The other day I read the remarkable story of a man by the name of Oliver Blanchette.

Oliver Blanchette was born and grew up in Springfield, Massachusetts. From a very young age, he felt the call to become a priest. He resisted it — and, in fact, when he attended Assumption Prep School, he only went reluctantly. “They better not try to make a priest of me,” he told a relative.

Well, by the end of his second year, he made up his mind to join the Augustinians of the Assumption, commonly known as “the Assumptionists.”  After ordination, he served a number of parishes in Massachusetts and New York, doing what parish priests do, leading retreats, directing RCIA programs, celebrating Mass wherever he was needed. Late in life, he was offered an assignment he couldn’t turn down: he was asked to be a missionary in Africa. It was something he’d always wanted to do, and he eagerly accepted.

At the time, Oliver Blanchette was 83 years old.

Father Blanchette spent seven years in Kenya and Tanzania — teaching English, directing retreats, serving to foster vocations to his order. He left east Africa and returned to the United States when he was 90.

And still he kept going, offering the sacraments at parishes, raising money for the missions, whatever he could do.

At a party for his 100th birthday, he told friends, “I can hardly say, as did Jeremiah, that I am too young to speak. Yet, I thank God for creating and loving me as my Father all these years, and giving me his Son Jesus as my Savior and friend.”

Last week, Father Oliver Blanchette’s work came to an end. He entered eternal life. He was 104 years old — the oldest member of his order in the world.

On this great feast of the Ascension of the Lord, we hear the concluding words at the end of St. Matthew’s Gospel, and I can’t help but feel Oliver Blanchette took Christ’s command, what we sometimes call “The Great Commission,” to heart:

“Go, therefore, and make disciples of all nations,
baptizing them in the name of the Father,
and of the Son, and of the Holy Spirit,
teaching them to observe all that I have commanded you.”

There is a daunting challenge. How many of us could say we fulfilled that command?

Even though it comes at the end of the Gospel, it is a command that doesn’t signal an ending, but a beginning. It is the disciples receiving their marching orders.

There is work to do here. “Go,” Jesus tells them. Make disciples, baptize, teach.

Christian faith is meant to be lived in the world, to be spread. It is active.

Go.

We are not mere spectators to a mystery, but bearers of Good News.

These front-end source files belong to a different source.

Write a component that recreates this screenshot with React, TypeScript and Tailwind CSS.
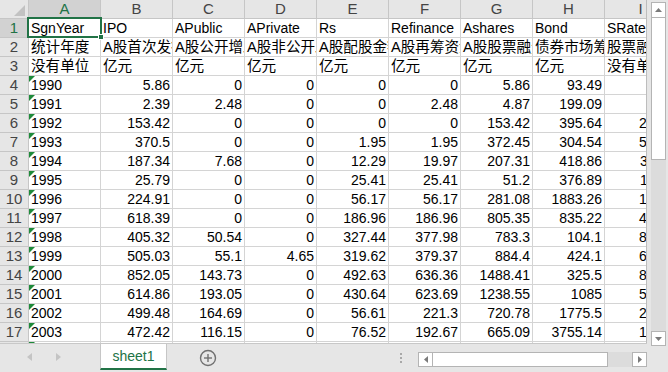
import React from "react";

const COLS = ["A", "B", "C", "D", "E", "F", "G", "H", "I"];

const TEXT_ROWS: string[][] = [
  ["SgnYear", "IPO", "APublic", "APrivate", "Rs", "Refinance", "Ashares", "Bond", "SRate"],
  ["统计年度", "A股首次发行", "A股公开增发", "A股非公开发行", "A股配股金额", "A股再筹资金额", "A股股票融资", "债券市场筹资", "股票融资比例"],
  ["没有单位", "亿元", "亿元", "亿元", "亿元", "亿元", "亿元", "亿元", "没有单位"],
];

const NUM_ROWS: string[][] = [
  ["1990", "5.86", "0", "0", "0", "0", "5.86", "93.49", "0.61"],
  ["1991", "2.39", "2.48", "0", "0", "2.48", "4.87", "199.09", "0.49"],
  ["1992", "153.42", "0", "0", "0", "0", "153.42", "395.64", "27.94"],
  ["1993", "370.5", "0", "0", "1.95", "1.95", "372.45", "304.54", "55.01"],
  ["1994", "187.34", "7.68", "0", "12.29", "19.97", "207.31", "418.86", "33.11"],
  ["1995", "25.79", "0", "0", "25.41", "25.41", "51.2", "376.89", "11.96"],
  ["1996", "224.91", "0", "0", "56.17", "56.17", "281.08", "1883.26", "12.99"],
  ["1997", "618.39", "0", "0", "186.96", "186.96", "805.35", "835.22", "49.09"],
  ["1998", "405.32", "50.54", "0", "327.44", "377.98", "783.3", "104.1", "88.27"],
  ["1999", "505.03", "55.1", "4.65", "319.62", "379.37", "884.4", "424.1", "67.59"],
  ["2000", "852.05", "143.73", "0", "492.63", "636.36", "1488.41", "325.5", "82.06"],
  ["2001", "614.86", "193.05", "0", "430.64", "623.69", "1238.55", "1085", "53.30"],
  ["2002", "499.48", "164.69", "0", "56.61", "221.3", "720.78", "1775.5", "28.88"],
  ["2003", "472.42", "116.15", "0", "76.52", "192.67", "665.09", "3755.14", "15.05"],
  ["2004", "353.46", "167.91", "0", "104.85", "272.76", "626.22", "3320.23", "15.87"],
];

function ErrTri() {
  return (
    <svg className="absolute left-0 top-0" width="6" height="6" viewBox="0 0 6 6">
      <polygon points="0,0 6,0 0,6" fill="#1e8a3a" />
    </svg>
  );
}

function HeaderRow() {
  return (
    <div className="flex h-[19px] shrink-0">
      <div className="relative w-[29px] h-[19px] shrink-0 bg-[#e6e6e6] border-r border-b border-[#c6c6c6]">
        <svg className="absolute left-[14px] top-[5px]" width="11" height="11" viewBox="0 0 11 11">
          <polygon points="11,0 11,11 0,11" fill="#c2c2c2" />
        </svg>
      </div>
      {COLS.map((c, i) => (
        <div
          key={c}
          className={
            i === 0
              ? "w-[72px] h-[19px] shrink-0 bg-[#d2d2d2] border-r border-b border-[#c6c6c6] flex items-center justify-center text-[15px] leading-[18px] text-[#217346]"
              : "w-[72px] h-[19px] shrink-0 bg-[#e6e6e6] border-r border-b border-[#c6c6c6] flex items-center justify-center text-[15px] leading-[18px] text-[#444444]"
          }
        >
          {c}
        </div>
      ))}
    </div>
  );
}

function DataRow({ n, cells, numeric, cjk }: { n: number; cells: string[]; numeric: boolean; cjk: boolean }) {
  return (
    <div className="flex h-[19px] shrink-0">
      <div
        className={
          n === 1
            ? "w-[29px] h-[19px] shrink-0 bg-[#d2d2d2] border-r border-b border-[#c6c6c6] flex items-center justify-center text-[15px] text-[#217346]"
            : "w-[29px] h-[19px] shrink-0 bg-[#e6e6e6] border-r border-b border-[#c6c6c6] flex items-center justify-center text-[15px] text-[#444444]"
        }
      >
        {n}
      </div>
      {cells.map((v, i) => {
        const right = numeric && i > 0;
        return (
          <div
            key={i}
            className={
              right
                ? "relative w-[72px] h-[19px] shrink-0 border-r border-b border-[#d4d4d4] overflow-hidden whitespace-nowrap flex items-end justify-end px-[2px] bg-white"
                : "relative w-[72px] h-[19px] shrink-0 border-r border-b border-[#d4d4d4] overflow-hidden whitespace-nowrap flex items-end justify-start px-[2px] bg-white"
            }
          >
            {numeric && i === 0 ? <ErrTri /> : null}
            <span className={cjk ? "leading-[17px] text-[14.6px] text-black" : "leading-[17px] text-black"}>{v}</span>
          </div>
        );
      })}
    </div>
  );
}

export default function App() {
  return (
    <div className="w-[668px] h-[372px] overflow-hidden flex bg-[#e6e6e6] font-['Liberation_Sans','Noto_Sans_CJK_SC',sans-serif] text-[14px]">
      <div className="w-[647px] flex flex-col shrink-0">
        <div className="relative h-[343px] overflow-hidden bg-white border-r border-[#bdbdbd] flex flex-col">
          <HeaderRow />
          {TEXT_ROWS.map((r, i) => (
            <DataRow key={i} n={i + 1} cells={r} numeric={false} cjk={i > 0} />
          ))}
          {NUM_ROWS.map((r, i) => (
            <DataRow key={i} n={i + 4} cells={r} numeric={true} cjk={false} />
          ))}
          <div className="absolute left-[27px] top-[17px] w-[75px] h-[21px] border-2 border-[#217346]" />
          <div className="absolute left-[98px] top-[34px] w-[6px] h-[6px] bg-[#217346] border border-white" />
        </div>
        <div className="flex-1 flex items-start border-t border-[#c8c8c8] bg-[#e6e6e6]">
          <div className="w-[100px] h-[26px] flex items-center">
            <svg className="ml-[27px]" width="6" height="8" viewBox="0 0 6 8">
              <polygon points="5,0 5,8 0,4" fill="#c4c4c4" />
            </svg>
            <svg className="ml-[23px]" width="6" height="8" viewBox="0 0 6 8">
              <polygon points="0,0 0,8 5,4" fill="#c4c4c4" />
            </svg>
          </div>
          <div className="w-[67px] h-[26px] bg-white border-x border-[#c6c6c6] border-b-2 border-b-[#217346] flex items-center justify-center text-[14px] text-[#217346]">
            sheet1
          </div>
          <div className="w-[82px] h-[28px] flex items-center justify-center">
            <svg width="18" height="18" viewBox="0 0 18 18">
              <circle cx="9" cy="9" r="7.5" fill="none" stroke="#707070" strokeWidth="1.4" />
              <line x1="9" y1="5" x2="9" y2="13" stroke="#707070" strokeWidth="1.4" />
              <line x1="5" y1="9" x2="13" y2="9" stroke="#707070" strokeWidth="1.4" />
            </svg>
          </div>
          <div className="w-[168px] h-[28px] flex items-center justify-end pr-[15px]">
            <div className="flex flex-col gap-[2px]">
              <div className="w-[2px] h-[2px] bg-[#a8a8a8]" />
              <div className="w-[2px] h-[2px] bg-[#a8a8a8]" />
              <div className="w-[2px] h-[2px] bg-[#a8a8a8]" />
            </div>
          </div>
          <div className="flex-1 h-[28px] flex items-center pt-[2px] pl-[1px]">
            <div className="w-[15px] h-[15px] bg-white border border-[#b4b4b4] flex items-center justify-center">
              <svg width="4" height="7" viewBox="0 0 4 7">
                <polygon points="4,0 4,7 0,3.5" fill="#7a7a7a" />
              </svg>
            </div>
            <div className="w-[175px] h-[15px] bg-white border-y border-r border-[#b4b4b4]" />
            <div className="flex-1 h-[15px] bg-[#dcdcdc]" />
            <div className="w-[15px] h-[15px] bg-white border border-[#b4b4b4] flex items-center justify-center">
              <svg width="4" height="7" viewBox="0 0 4 7">
                <polygon points="0,0 0,7 4,3.5" fill="#7a7a7a" />
              </svg>
            </div>
          </div>
        </div>
      </div>
      <div className="flex-1 flex flex-col pl-[4px] pt-[2px]">
        <div className="w-[15px] h-[16px] bg-white border border-[#b4b4b4] flex items-center justify-center">
          <svg width="7" height="4" viewBox="0 0 7 4">
            <polygon points="0,4 7,4 3.5,0" fill="#7a7a7a" />
          </svg>
        </div>
        <div className="w-[15px] h-[142px] bg-white border-x border-b border-[#b4b4b4]" />
        <div className="w-[15px] h-[171px] bg-[#dcdcdc]" />
        <div className="w-[15px] h-[15px] bg-white border border-[#b4b4b4] flex items-center justify-center">
          <svg width="7" height="4" viewBox="0 0 7 4">
            <polygon points="0,0 7,0 3.5,4" fill="#7a7a7a" />
          </svg>
        </div>
      </div>
    </div>
  );
}
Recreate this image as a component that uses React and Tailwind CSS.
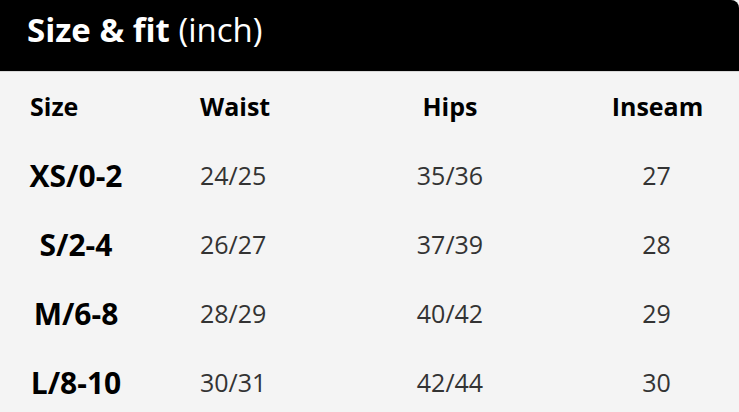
import React from 'react';

const rows = [
  { size: 'XS/0-2', waist: '24/25', hips: '35/36', inseam: '27' },
  { size: 'S/2-4', waist: '26/27', hips: '37/39', inseam: '28' },
  { size: 'M/6-8', waist: '28/29', hips: '40/42', inseam: '29' },
  { size: 'L/8-10', waist: '30/31', hips: '42/44', inseam: '30' },
];

// one line of the chart: 4 fixed-width cells
const Row = ({ a, b, c, d, head }) => (
  <div className="flex h-[69px] items-center">
    <div className={head ? 'w-[200px] pl-[30px] text-[25px] font-bold text-black' : 'w-[200px] pl-[28px]'}>
      {head ? a : <div className="w-[96px] text-center text-[30px] font-bold text-black">{a}</div>}
    </div>
    <div className={head ? 'w-[180px] text-[25px] font-bold text-black' : 'w-[180px] text-[25px] text-[#333]'}>{b}</div>
    <div className={head ? 'w-[140px] text-center text-[25px] font-bold text-black' : 'w-[140px] text-center text-[25px] text-[#333]'}>{c}</div>
    <div className={head ? 'flex-1 pl-[56px] text-center text-[25px] font-bold text-black' : 'flex-1 pl-[54px] text-center text-[25px] text-[#333]'}>{d}</div>
  </div>
);

export default function App() {
  return (
    <div className="h-[412px] w-[739px] overflow-hidden bg-[#f4f4f4] font-['Open_Sans',sans-serif] leading-none">
      <div className="h-[72px] rounded-tr-[8px] border-b border-[#d8d8d8] bg-black pl-[27px] pt-[13px] text-[33px] text-white">
        <span className="font-bold">Size &amp; fit</span> (inch)
      </div>
      <Row head a="Size" b="Waist" c="Hips" d="Inseam" />
      {rows.map((r) => (
        <Row key={r.size} a={r.size} b={r.waist} c={r.hips} d={r.inseam} />
      ))}
    </div>
  );
}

What does this mean? We are called, every one of us, to be nothing less than missionaries.

Of course, at this moment, that’s easier said than done. Many of us are still in lockdown. How can we be missionaries when most of our days are spent walking between the bedroom, the living room and the kitchen?

The answer is closer than you think. This is a moment, I believe, to rediscover the “domestic church” — those who are closest to us, our families, our children, our spouses. It is a time to build up the parish that exists in the walls of our homes, in the walls of our hearts.

In his beautiful exhortation, “The Joy of the Gospel,” Pope Francis writes, “Each of us should find ways to communicate Jesus wherever we are. All of us are called to offer others an explicit witness to the saving love of the Lord who, despite our imperfections offers us his closeness, his word and his strength, and gives meaning to our lives.”

You don’t have to be an Oliver Blanchette, a missionary in Africa, to fulfill “The Great Commission” and bring the Gospel to others.

We do it here and now. With patience. With prayer. With attention.

We do it with generosity.

We do it with love.

So often, we take those around us for granted. Well, I think these days are a time to see them anew. At this moment, they are more than siblings or spouses or kids doing classes on Zoom.

They are our church — our domestic church.

Cherish that. And find ways in that church “to communicate Jesus.” Give generously. Forgive tenderly. Share selflessly. Pray together in solidarity and hope.

“Love is patient, love is kind,” St. Paul famously wrote to another church, the one in Corinth. It bears all things, hopes all things. It never fails. Maybe we need to think of our own church at home that way, especially during these times when patience and kindness can sometimes be as scarce as toilet paper and Purell.

As the letter to the Ephesians that we just heard puts it, “May the eyes of our hearts be enlightened.”

And may we go about our missionary work in this unique and uniquely beautiful church, the “domestic church,” remembering that we do not do it alone.

Jesus’ last words in this Gospel should give us comfort and hope — especially now. It is his certain message to an uncertain world, a world on the brink of a new beginning.

“Behold,” he says, “I am with you always, until the end of the age.”